Zhang believes that sales of Apple's iPhone in China were affected by slowing smartphone sell-through in the market. Both the iPhone 5s and iPhone 5c, Apple's two latest smartphone models, launched there in September on carriers China Unicom and China Telecom.

In addition, data from Wedge Partners suggests that the popularity of Apple's latest iPhones has been slipping in China in favor of handsets from local manufacturers. Specifically, the iPhone 5s was previously the country's No. 2 selling handset, but slipped to No. 3 in October after it was replaced by Xiaomi.

Apple's mid-range handset, the iPhone 5c, didn't even crack the top 20 smartphones tracked by Wedge Partners in October. The data is the latest in a number of reports that have suggested sales of the iPhone 5c may be weaker than some had anticipated they would be in China.

Word of potentially slowing growth in the Chinese smartphone market comes as Apple announced a much anticipated deal with China Mobile, the world's largest wireless provider. Both the iPhone 5s and iPhone 5c will become officially available to its 760 million subscribers in January.

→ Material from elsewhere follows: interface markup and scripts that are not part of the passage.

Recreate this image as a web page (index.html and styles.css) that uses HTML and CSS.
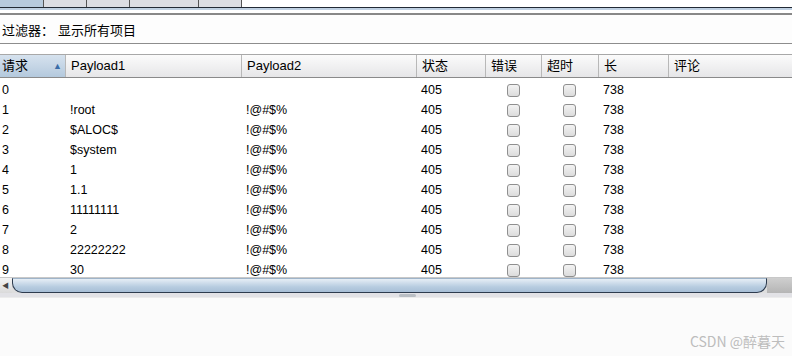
FILE: index.html
```html
<!DOCTYPE html>
<html lang="zh">
<head>
    <meta charset="UTF-8">
    <title>Intruder 结果</title>
    <link rel="stylesheet" href="styles.css">
</head>
<body>
    <div class="tabs">
        <div class="tab active" style="width:44px"></div>
        <div class="tab" style="width:43px"></div>
        <div class="tab" style="width:43px"></div>
        <div class="tab" style="width:69px"></div>
        <div class="tab" style="width:43px"></div>
    </div>
    <div class="tab-line"></div>

    <div class="filter">过滤器： 显示所有项目</div>

    <div class="table">
        <div class="row head">
            <div class="cell sorted">请求<span class="arrow">▲</span></div>
            <div class="cell">Payload1</div>
            <div class="cell">Payload2</div>
            <div class="cell">状态</div>
            <div class="cell">错误</div>
            <div class="cell">超时</div>
            <div class="cell">长</div>
            <div class="cell">评论</div>
        </div>
        <div class="body" id="rows"></div>
        <div class="hscroll">
            <div class="arrow-left">◀</div>
            <div class="thumb"></div>
            <div class="track"></div>
        </div>
    </div>

    <div class="splitter"><span class="grip"></span></div>
    <div class="lower">
        <span class="mark">CSDN @醉暮天</span>
    </div>

    <script>
        var data = [
            ["0", "", ""],
            ["1", "!root", "!@#$%"],
            ["2", "$ALOC$", "!@#$%"],
            ["3", "$system", "!@#$%"],
            ["4", "1", "!@#$%"],
            ["5", "1.1", "!@#$%"],
            ["6", "11111111", "!@#$%"],
            ["7", "2", "!@#$%"],
            ["8", "22222222", "!@#$%"],
            ["9", "30", "!@#$%"]
        ];
        var html = "";
        data.forEach(function (d) {
            html += '<div class="row">' +
                '<div class="cell">' + d[0] + '</div>' +
                '<div class="cell">' + d[1] + '</div>' +
                '<div class="cell">' + d[2] + '</div>' +
                '<div class="cell">405</div>' +
                '<div class="cell mid"><span class="check"></span></div>' +
                '<div class="cell mid"><span class="check"></span></div>' +
                '<div class="cell">738</div>' +
                '<div class="cell"></div>' +
                '</div>';
        });
        document.getElementById("rows").innerHTML = html;
    </script>
</body>
</html>
```

FILE: styles.css
```css
* {
    box-sizing: border-box;
}

body {
    margin: 0;
    width: 792px;
    height: 356px;
    overflow: hidden;
    background-color: #fff;
    font-family: "Liberation Sans", Arial, "Noto Sans CJK SC", sans-serif;
    font-size: 12.5px;
    color: #000;
}

/* 상단 탭 */
.tabs {
    display: flex;
    height: 7px;
    background-color: #fff;
}

.tab {
    height: 7px;
    background-color: #dcdde3;
    border-right: 1px solid #555;
}

.tab.active {
    background-color: #b7cadd;
}

.tab-line {
    height: 8px;
    border-top: 1px solid #222a35;
    border-bottom: 2px solid #888;
    background: linear-gradient(#bfd0e2 0, #bfd0e2 2px, #fff 2px);
}

.filter {
    height: 29px;
    padding: 7px 0 0 2px;
    font-family: "Noto Sans CJK SC", sans-serif;
    font-size: 13px;
    line-height: 15px;
    word-spacing: 1px;
    border-bottom: 1px solid #8d8d8d;
    background-color: #fdfdfd;
}

.table {
    margin-top: 10px;
}

.row {
    display: grid;
    grid-template-columns: 65px 176px 175px 69px 56px 57px 70px 1fr;
    height: 20px;
    align-items: center;
}

.head {
    height: 24px;
    border-top: 1px solid #a8a8a8;
    border-bottom: 1px solid #8a8a8a;
    background: linear-gradient(#fbfbfb, #e6e6e8);
    font-family: "Liberation Sans", "Noto Sans CJK SC", sans-serif;
    font-size: 13px;
}

.head .cell {
    height: 22px;
    line-height: 22px;
    padding-left: 5px;
    border-left: 1px solid #b8b8b8;
}

.head .cell:first-child {
    border-left: none;
    padding-left: 2px;
}

.head .sorted {
    position: relative;
    background: linear-gradient(#d6e2ee, #b4c9dd);
}

.arrow {
    position: absolute;
    right: 3px;
    top: 0;
    font-size: 9px;
    color: #3b6da8;
}

.body {
    height: 201px;
    padding-top: 2px;
}

.body .cell {
    padding-left: 5px;
    line-height: 20px;
    white-space: nowrap;
}

.body .cell:first-child {
    padding-left: 2px;
}

.cell.mid {
    display: flex;
    justify-content: center;
    align-items: center;
    padding-left: 0;
}

.check {
    width: 13px;
    height: 13px;
    border: 1px solid #8f8f8f;
    border-radius: 3px;
    background: linear-gradient(#f3f3f3, #dcdcdc);
}

.hscroll {
    display: flex;
    height: 16px;
    margin-top: -2px;
    border-top: 1px solid #c8c8c8;
    background-color: #dedede;
}

.arrow-left {
    width: 12px;
    font-size: 7px;
    line-height: 15px;
    color: #444;
    padding-left: 2px;
    background: linear-gradient(#f4f4f4, #dadada);
}

.thumb {
    width: 755px;
    height: 15px;
    border: 1px solid #2d3b4e;
    border-top-color: #9fb4c9;
    border-radius: 0 0 10px 10px;
    background: linear-gradient(#e6eef6, #b7cce0 60%, #a7bed6);
}

.track {
    flex: 1;
    background: linear-gradient(#cfcfcf, #b5b5b5);
}

.splitter {
    height: 5px;
    background-color: #e2e2e6;
    border-bottom: 1px solid #ececec;
    display: flex;
    justify-content: center;
}

.grip {
    width: 17px;
    height: 3px;
    margin-left: 22px;
    margin-top: 1px;
    border-radius: 2px;
    background-color: #b9bec4;
}

.lower {
    height: 60px;
    background-color: #fbfbfb;
    position: relative;
}

.mark {
    position: absolute;
    right: 7px;
    top: 33px;
    font-family: "Noto Sans CJK SC", sans-serif;
    font-size: 14px;
    color: #bdbdbd;
}
```
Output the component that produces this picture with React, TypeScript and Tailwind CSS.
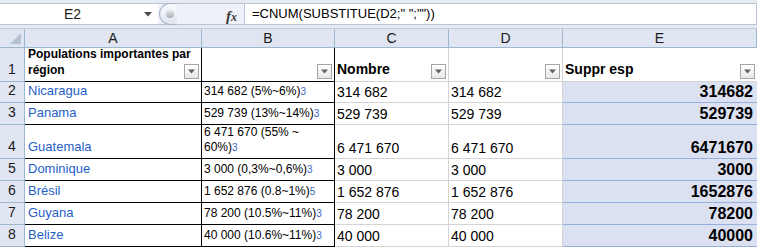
import React from "react";

type Row = {
  n: number;
  a: string;
  b: React.ReactNode;
  ref: string;
  c: string;
  e: string;
  tall?: boolean;
};

const rows: Row[] = [
  { n: 2, a: "Nicaragua", b: "314 682 (5%~6%)", ref: "3", c: "314 682", e: "314682" },
  { n: 3, a: "Panama", b: "529 739 (13%~14%)", ref: "3", c: "529 739", e: "529739" },
  {
    n: 4,
    a: "Guatemala",
    b: (
      <>
        6 471 670 (55% ~
        <br />
        60%)
      </>
    ),
    ref: "3",
    c: "6 471 670",
    e: "6471670",
    tall: true,
  },
  { n: 5, a: "Dominique", b: "3 000 (0,3%~0,6%)", ref: "3", c: "3 000", e: "3000" },
  { n: 6, a: "Brésil", b: "1 652 876 (0.8~1%)", ref: "5", c: "1 652 876", e: "1652876" },
  { n: 7, a: "Guyana", b: "78 200 (10.5%~11%)", ref: "3", c: "78 200", e: "78200" },
  { n: 8, a: "Belize", b: "40 000 (10.6%~11%)", ref: "3", c: "40 000", e: "40000" },
];

const FONT = { fontFamily: '"Liberation Sans", Arial, sans-serif' };

function FilterButton() {
  return (
    <div className="absolute right-[2px] bottom-[2px] w-[15px] h-[15px] border border-[#a5a5a5] bg-gradient-to-b from-[#ffffff] to-[#e6e6e6] flex items-center justify-center">
      <svg width="9" height="5" viewBox="0 0 9 5">
        <path d="M1 0.5h7L4.5 4.5z" fill="#5f6166" />
      </svg>
    </div>
  );
}

export default function App() {
  const headerCell =
    "h-[19px] border-r border-b border-[#9eb6ce] bg-[#dfe5f1] flex items-center justify-center text-[14px] text-[#1b1b1b]";
  const rowHead =
    "border-r border-b border-[#9eb6ce] bg-[#dfe5f1] flex items-end justify-center pb-[1px] text-[14px] text-[#1b1b1b]";

  return (
    <div className="w-[757px] h-[248px] overflow-hidden bg-white" style={FONT}>
      {/* Formula bar */}
      <div className="h-[29px] bg-[#e6ebf3] flex pt-[3px] pb-[3px] border-b border-[#c3cfdf]">
        <div className="w-[158px] h-[22px] bg-white border-y border-[#b9c5d6] flex items-center relative">
          <span className="w-[145px] text-center text-[14px] text-[#1b1b1b]">E2</span>
          <svg className="absolute left-[144px] top-[8px]" width="8" height="5" viewBox="0 0 8 5">
            <path d="M0 0h8L4 4.5z" fill="#4a4a4a" />
          </svg>
        </div>
        <div className="w-[86px] h-[22px] bg-[#eef2f8] border-y border-[#b9c5d6] flex items-center relative">
          <div className="ml-[1px] w-[18px] h-[22px] rounded-l-full border-l border-y border-[#a9b6c8] bg-gradient-to-b from-[#f7f9fc] to-[#dfe5ee] flex items-center justify-center">
            <div className="w-[8px] h-[8px] rounded-full bg-gradient-to-b from-[#e7e9ec] to-[#a9adb3] ml-[3px]" />
          </div>
          <span
            className="absolute left-[68px] top-[1px] text-[15px] italic font-bold text-[#3a3a3a]"
            style={{ fontFamily: '"Liberation Serif", serif' }}
          >
            f<span className="text-[12px]">x</span>
          </span>
        </div>
        <div className="flex-1 h-[22px] bg-white border border-[#b9c5d6] flex items-center pl-[7px] text-[13px] text-black">
          =CNUM(SUBSTITUE(D2;&quot; &quot;;&quot;&quot;))
        </div>
      </div>

      {/* Sheet grid */}
      <div className="grid grid-cols-[25px_177px_133px_114px_114px_1fr] grid-rows-[19px_34px_21px_22px_34px_22px_22px_22px_22px]">
        {/* column headers */}
        <div className={`${headerCell} relative`}>
          <svg className="absolute right-[3px] bottom-[3px]" width="11" height="11" viewBox="0 0 11 11">
            <path d="M11 0V11H0z" fill="#b6c2d2" />
          </svg>
        </div>
        <div className={headerCell}>A</div>
        <div className={headerCell}>B</div>
        <div className={headerCell}>C</div>
        <div className={headerCell}>D</div>
        <div className={headerCell}>E</div>

        {/* row 1 */}
        <div className={rowHead}>1</div>
        <div className="relative border-r border-b border-black pl-[3px] pb-[3px] flex items-end text-[12px] leading-[16px] font-bold text-black">
          <span>
            Populations importantes par
            <br />
            région
          </span>
          <FilterButton />
        </div>
        <div className="relative border-r border-b border-black">
          <FilterButton />
        </div>
        <div className="relative border-r border-b border-[#d4d4d4] pl-[2px] pb-[1px] flex items-end text-[14px] font-bold text-black">
          Nombre
          <FilterButton />
        </div>
        <div className="relative border-r border-b border-[#d4d4d4]">
          <FilterButton />
        </div>
        <div className="relative border-b border-[#d4d4d4] pl-[2px] pb-[1px] flex items-end text-[14px] font-bold text-black">
          Suppr esp
          <FilterButton />
        </div>

        {rows.map((r) => (
          <React.Fragment key={r.n}>
            <div className={rowHead}>{r.n}</div>
            <div className="border-r border-b border-black pl-[3px] pb-[2px] flex items-end text-[13px] text-[#1f5fc9]">
              {r.a}
            </div>
            <div className="border-r border-b border-black pl-[2px] pb-[3px] flex items-end text-[12px] leading-[15px] text-black">
              <span>
                {r.b}
                <span className="text-[10px] text-[#3a66c4]">{r.ref}</span>
              </span>
            </div>
            <div className="border-r border-b border-[#d4d4d4] pl-[2px] flex items-end text-[14px] leading-[20px] text-black">
              {r.c}
            </div>
            <div className="border-r border-b border-[#d4d4d4] pl-[2px] flex items-end text-[14px] leading-[20px] text-black">
              {r.c}
            </div>
            <div className="bg-[#dce1f2] border-b border-[#95b0dc] pr-[4px] flex items-end justify-end text-[16px] leading-[20px] font-bold text-black">
              {r.e}
            </div>
          </React.Fragment>
        ))}
      </div>
    </div>
  );
}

Market watchers have high hopes for Apple's agreement with China Mobile, seeing it adding as much as 5 percent to the company's revenue in calendar 2014. Analysts generally expect that China Mobile will move 17 million iPhones, or 10 percent of the carrier's current 170 million 3G subscribers, over the next year.
post #2 of 35

OMG! this means, Apple is doomed! again! Heeeeelp! save all your children, pack your things!

move out to the closest assigned security area!...

post #3 of 35
There it is... The expected analyst pissing on the fire. The truth is that Apple is eating up Android market in the US right now. Android is the appetizer.
post #4 of 35
Quote:
Originally Posted by jkichline View Post

There it is... The expected analyst pissing on the fire.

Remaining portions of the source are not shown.